··· Working data ···

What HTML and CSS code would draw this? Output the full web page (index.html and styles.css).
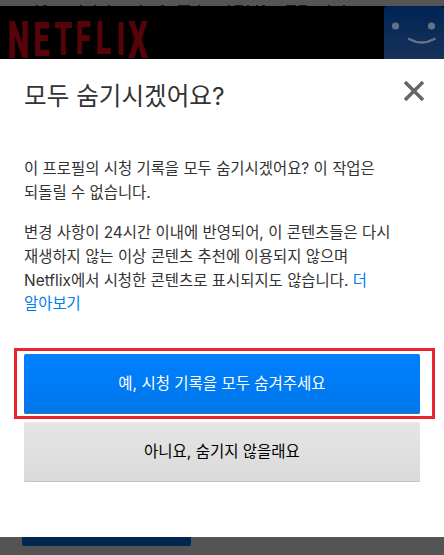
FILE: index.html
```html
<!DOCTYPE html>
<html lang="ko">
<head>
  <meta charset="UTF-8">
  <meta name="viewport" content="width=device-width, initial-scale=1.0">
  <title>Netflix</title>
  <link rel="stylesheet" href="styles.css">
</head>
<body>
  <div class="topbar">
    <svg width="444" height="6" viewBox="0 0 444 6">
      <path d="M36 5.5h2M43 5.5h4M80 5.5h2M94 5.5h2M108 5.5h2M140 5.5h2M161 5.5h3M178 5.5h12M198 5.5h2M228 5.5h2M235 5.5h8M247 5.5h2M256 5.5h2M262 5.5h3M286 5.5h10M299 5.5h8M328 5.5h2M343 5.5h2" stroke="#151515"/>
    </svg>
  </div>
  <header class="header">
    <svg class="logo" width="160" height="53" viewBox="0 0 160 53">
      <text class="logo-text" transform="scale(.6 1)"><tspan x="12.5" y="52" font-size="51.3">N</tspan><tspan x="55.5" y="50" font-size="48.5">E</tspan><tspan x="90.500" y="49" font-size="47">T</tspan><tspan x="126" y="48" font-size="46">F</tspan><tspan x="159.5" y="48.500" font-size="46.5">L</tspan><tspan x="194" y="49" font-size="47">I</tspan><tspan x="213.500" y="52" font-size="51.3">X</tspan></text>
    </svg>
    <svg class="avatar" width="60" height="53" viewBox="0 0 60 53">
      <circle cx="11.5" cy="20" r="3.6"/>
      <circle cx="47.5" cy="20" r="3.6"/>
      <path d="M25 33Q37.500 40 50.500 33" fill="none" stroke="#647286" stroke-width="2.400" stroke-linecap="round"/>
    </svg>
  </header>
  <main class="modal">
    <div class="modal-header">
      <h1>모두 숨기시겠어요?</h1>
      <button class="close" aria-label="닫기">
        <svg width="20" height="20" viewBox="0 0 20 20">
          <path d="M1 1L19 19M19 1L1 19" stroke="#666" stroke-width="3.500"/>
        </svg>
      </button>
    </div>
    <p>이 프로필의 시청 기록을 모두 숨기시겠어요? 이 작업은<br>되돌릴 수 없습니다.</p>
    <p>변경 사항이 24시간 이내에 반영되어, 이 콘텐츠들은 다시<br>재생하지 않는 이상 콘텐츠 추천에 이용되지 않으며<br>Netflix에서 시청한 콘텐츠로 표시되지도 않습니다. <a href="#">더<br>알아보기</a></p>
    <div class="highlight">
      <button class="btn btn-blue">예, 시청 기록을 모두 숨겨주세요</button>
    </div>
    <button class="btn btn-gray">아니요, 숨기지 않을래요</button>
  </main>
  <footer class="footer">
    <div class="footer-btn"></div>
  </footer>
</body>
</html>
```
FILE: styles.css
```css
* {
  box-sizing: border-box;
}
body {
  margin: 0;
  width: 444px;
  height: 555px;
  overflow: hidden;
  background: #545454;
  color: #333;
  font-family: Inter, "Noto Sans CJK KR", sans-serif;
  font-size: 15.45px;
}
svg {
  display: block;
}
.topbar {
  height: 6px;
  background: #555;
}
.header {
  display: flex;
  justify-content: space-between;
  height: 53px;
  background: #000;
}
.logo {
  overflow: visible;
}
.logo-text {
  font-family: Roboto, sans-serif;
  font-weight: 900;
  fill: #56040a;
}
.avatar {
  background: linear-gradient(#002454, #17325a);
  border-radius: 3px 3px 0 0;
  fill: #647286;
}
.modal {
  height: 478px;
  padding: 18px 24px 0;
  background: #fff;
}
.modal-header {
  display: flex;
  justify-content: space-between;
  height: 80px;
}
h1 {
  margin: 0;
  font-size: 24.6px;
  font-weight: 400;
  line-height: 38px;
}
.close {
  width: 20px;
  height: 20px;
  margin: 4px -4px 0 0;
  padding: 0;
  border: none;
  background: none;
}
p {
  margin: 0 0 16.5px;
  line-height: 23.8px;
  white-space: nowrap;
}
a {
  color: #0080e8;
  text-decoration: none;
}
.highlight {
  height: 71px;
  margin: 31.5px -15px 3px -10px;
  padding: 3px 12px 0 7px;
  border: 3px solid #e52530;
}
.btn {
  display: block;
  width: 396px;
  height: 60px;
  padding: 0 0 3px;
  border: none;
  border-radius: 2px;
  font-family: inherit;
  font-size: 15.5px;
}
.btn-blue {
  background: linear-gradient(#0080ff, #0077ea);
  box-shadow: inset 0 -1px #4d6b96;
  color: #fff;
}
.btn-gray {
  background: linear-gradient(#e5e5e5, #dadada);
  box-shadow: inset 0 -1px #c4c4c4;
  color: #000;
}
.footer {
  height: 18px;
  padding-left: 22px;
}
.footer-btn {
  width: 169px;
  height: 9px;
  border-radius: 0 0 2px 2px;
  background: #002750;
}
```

···
··· Working data ···

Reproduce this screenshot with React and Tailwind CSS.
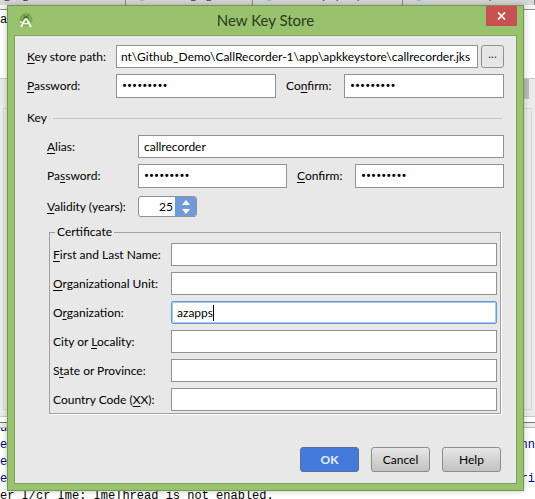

···

Task to complete: Each line that holds the word "this" should be extracted from the records.

Worked solution:
What HTML and CSS code would draw this? Output the full web page (index.html and styles.css).
Reproduce this screenshot with React and Tailwind CSS.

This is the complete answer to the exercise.